_Task requirements_
Transcribe the material in full. Nothing should differ except that the pictures are left out.
## Begin Stored data
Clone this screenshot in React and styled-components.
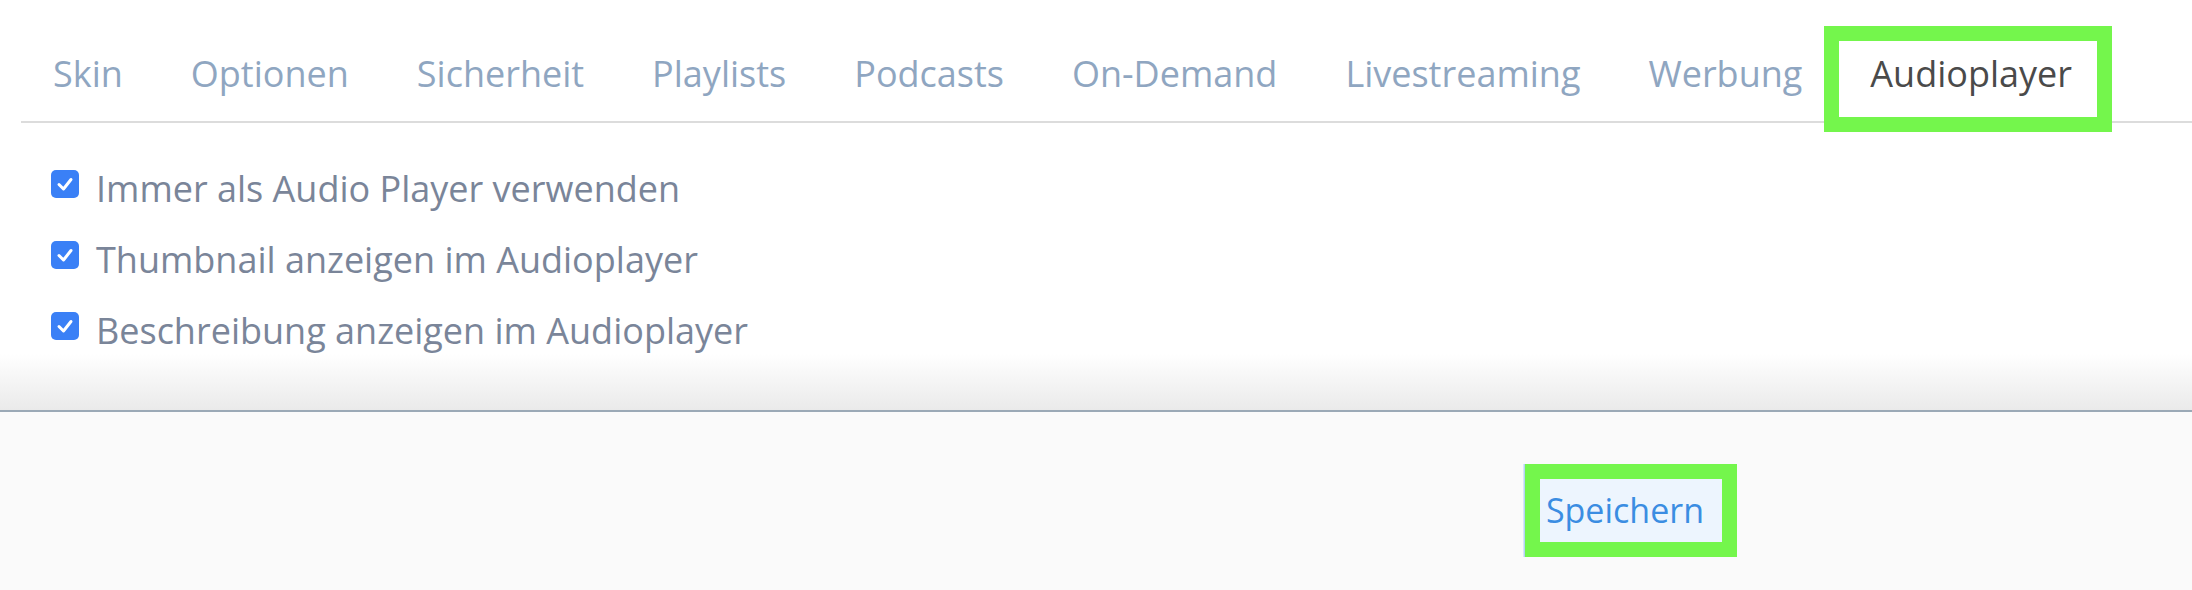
import React, { useState } from "react";
import styled, { createGlobalStyle } from "styled-components";

const GlobalStyle = createGlobalStyle`
  html, body {
    margin: 0;
    padding: 0;
    background: #ffffff;
  }
  body {
    font-family: "Open Sans", "Noto Sans", "Liberation Sans", sans-serif;
  }
`;

const Page = styled.div`
  display: flex;
  flex-direction: column;
  width: 2192px;
  height: 590px;
  overflow: hidden;
`;

const Content = styled.div`
  padding: 41px 0 54px 21px;
  background: linear-gradient(
    to bottom,
    #ffffff 0,
    #ffffff calc(100% - 56px),
    #eaeaea 100%
  );
`;

const TabList = styled.div`
  display: flex;
  align-items: flex-end;
  padding-bottom: 4px;
  border-bottom: 2px solid #dcdcdc;
`;

const Tab = styled.button`
  font-family: inherit;
  font-size: 36px;
  line-height: 50px;
  padding: 8px 34px 18px;
  border: none;
  background: #ffffff;
  color: #8fa6c1;
  cursor: pointer;
  white-space: nowrap;

  &:first-child {
    padding-left: 32px;
  }

  &[aria-selected="true"] {
    color: #4a4a4a;
    margin-left: 3px;
    padding: 8px 25px 18px 31px;
    outline: 15px solid #74f64c;
  }
`;

const CheckList = styled.div`
  display: flex;
  flex-direction: column;
  gap: 21px;
  margin-top: 41px;
  padding-left: 30px;
`;

const Row = styled.label`
  display: flex;
  align-items: flex-start;
  gap: 17px;
  height: 50px;
  cursor: pointer;
`;

const Box = styled.span`
  flex: none;
  width: 28px;
  height: 28px;
  margin-top: 6px;
  border-radius: 5px;
  background: ${(p) => (p.$checked ? "#3a80f6" : "#ffffff")};
  border: ${(p) => (p.$checked ? "none" : "2px solid #9aa4b4")};
  box-sizing: border-box;
  display: flex;
  align-items: center;
  justify-content: center;
`;

const Label = styled.span`
  font-size: 36px;
  line-height: 50px;
  color: #7a8599;
`;

const Footer = styled.div`
  flex: 1;
  display: flex;
  justify-content: flex-end;
  align-items: flex-start;
  padding: 52px 455px 0 0;
  border-top: 2px solid #9ba9b6;
  background: #fafafa;
`;

const SaveButton = styled.button`
  font-family: inherit;
  font-size: 34px;
  line-height: 63px;
  padding: 0 18px 0 6px;
  background: #edf5fe;
  color: #3b8de2;
  border: 15px solid #74f64c;
  box-shadow: -1.5px 0 0 0 #b3d2f4;
  cursor: pointer;
`;

const tabs = [
  "Skin",
  "Optionen",
  "Sicherheit",
  "Playlists",
  "Podcasts",
  "On-Demand",
  "Livestreaming",
  "Werbung",
  "Audioplayer",
];

const options = [
  "Immer als Audio Player verwenden",
  "Thumbnail anzeigen im Audioplayer",
  "Beschreibung anzeigen im Audioplayer",
];

const CheckIcon = () => (
  <svg width="20" height="20" viewBox="0 0 20 20">
    <polyline
      points="4,10.5 8.5,15 16,5.5"
      fill="none"
      stroke="#ffffff"
      strokeWidth="3"
      strokeLinecap="round"
      strokeLinejoin="round"
    />
  </svg>
);

const App = () => {
  const [active, setActive] = useState("Audioplayer");
  const [checked, setChecked] = useState([true, true, true]);

  const toggle = (i) => {
    const next = [...checked];
    next[i] = !next[i];
    setChecked(next);
  };

  return (
    <Page>
      <GlobalStyle />
      <Content>
        <TabList role="tablist">
          {tabs.map((t) => (
            <Tab
              key={t}
              role="tab"
              aria-selected={t === active}
              onClick={() => setActive(t)}
            >
              {t}
            </Tab>
          ))}
        </TabList>
        <CheckList>
          {options.map((o, i) => (
            <Row key={o} onClick={() => toggle(i)}>
              <Box $checked={checked[i]}>{checked[i] && <CheckIcon />}</Box>
              <Label>{o}</Label>
            </Row>
          ))}
        </CheckList>
      </Content>
      <Footer>
        <SaveButton>Speichern</SaveButton>
      </Footer>
    </Page>
  );
};

export default App;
## End Stored data
_Solution to this task_
Clone this screenshot in React and styled-components.
import React, { useState } from "react";
import styled, { createGlobalStyle } from "styled-components";

const GlobalStyle = createGlobalStyle`
  html, body {
    margin: 0;
    padding: 0;
    background: #ffffff;
  }
  body {
    font-family: "Open Sans", "Noto Sans", "Liberation Sans", sans-serif;
  }
`;

const Page = styled.div`
  display: flex;
  flex-direction: column;
  width: 2192px;
  height: 590px;
  overflow: hidden;
`;

const Content = styled.div`
  padding: 41px 0 54px 21px;
  background: linear-gradient(
    to bottom,
    #ffffff 0,
    #ffffff calc(100% - 56px),
    #eaeaea 100%
  );
`;

const TabList = styled.div`
  display: flex;
  align-items: flex-end;
  padding-bottom: 4px;
  border-bottom: 2px solid #dcdcdc;
`;

const Tab = styled.button`
  font-family: inherit;
  font-size: 36px;
  line-height: 50px;
  padding: 8px 34px 18px;
  border: none;
  background: #ffffff;
  color: #8fa6c1;
  cursor: pointer;
  white-space: nowrap;

  &:first-child {
    padding-left: 32px;
  }

  &[aria-selected="true"] {
    color: #4a4a4a;
    margin-left: 3px;
    padding: 8px 25px 18px 31px;
    outline: 15px solid #74f64c;
  }
`;

const CheckList = styled.div`
  display: flex;
  flex-direction: column;
  gap: 21px;
  margin-top: 41px;
  padding-left: 30px;
`;

const Row = styled.label`
  display: flex;
  align-items: flex-start;
  gap: 17px;
  height: 50px;
  cursor: pointer;
`;

const Box = styled.span`
  flex: none;
  width: 28px;
  height: 28px;
  margin-top: 6px;
  border-radius: 5px;
  background: ${(p) => (p.$checked ? "#3a80f6" : "#ffffff")};
  border: ${(p) => (p.$checked ? "none" : "2px solid #9aa4b4")};
  box-sizing: border-box;
  display: flex;
  align-items: center;
  justify-content: center;
`;

const Label = styled.span`
  font-size: 36px;
  line-height: 50px;
  color: #7a8599;
`;

const Footer = styled.div`
  flex: 1;
  display: flex;
  justify-content: flex-end;
  align-items: flex-start;
  padding: 52px 455px 0 0;
  border-top: 2px solid #9ba9b6;
  background: #fafafa;
`;

const SaveButton = styled.button`
  font-family: inherit;
  font-size: 34px;
  line-height: 63px;
  padding: 0 18px 0 6px;
  background: #edf5fe;
  color: #3b8de2;
  border: 15px solid #74f64c;
  box-shadow: -1.5px 0 0 0 #b3d2f4;
  cursor: pointer;
`;

const tabs = [
  "Skin",
  "Optionen",
  "Sicherheit",
  "Playlists",
  "Podcasts",
  "On-Demand",
  "Livestreaming",
  "Werbung",
  "Audioplayer",
];

const options = [
  "Immer als Audio Player verwenden",
  "Thumbnail anzeigen im Audioplayer",
  "Beschreibung anzeigen im Audioplayer",
];

const CheckIcon = () => (
  <svg width="20" height="20" viewBox="0 0 20 20">
    <polyline
      points="4,10.5 8.5,15 16,5.5"
      fill="none"
      stroke="#ffffff"
      strokeWidth="3"
      strokeLinecap="round"
      strokeLinejoin="round"
    />
  </svg>
);

const App = () => {
  const [active, setActive] = useState("Audioplayer");
  const [checked, setChecked] = useState([true, true, true]);

  const toggle = (i) => {
    const next = [...checked];
    next[i] = !next[i];
    setChecked(next);
  };

  return (
    <Page>
      <GlobalStyle />
      <Content>
        <TabList role="tablist">
          {tabs.map((t) => (
            <Tab
              key={t}
              role="tab"
              aria-selected={t === active}
              onClick={() => setActive(t)}
            >
              {t}
            </Tab>
          ))}
        </TabList>
        <CheckList>
          {options.map((o, i) => (
            <Row key={o} onClick={() => toggle(i)}>
              <Box $checked={checked[i]}>{checked[i] && <CheckIcon />}</Box>
              <Label>{o}</Label>
            </Row>
          ))}
        </CheckList>
      </Content>
      <Footer>
        <SaveButton>Speichern</SaveButton>
      </Footer>
    </Page>
  );
};

export default App;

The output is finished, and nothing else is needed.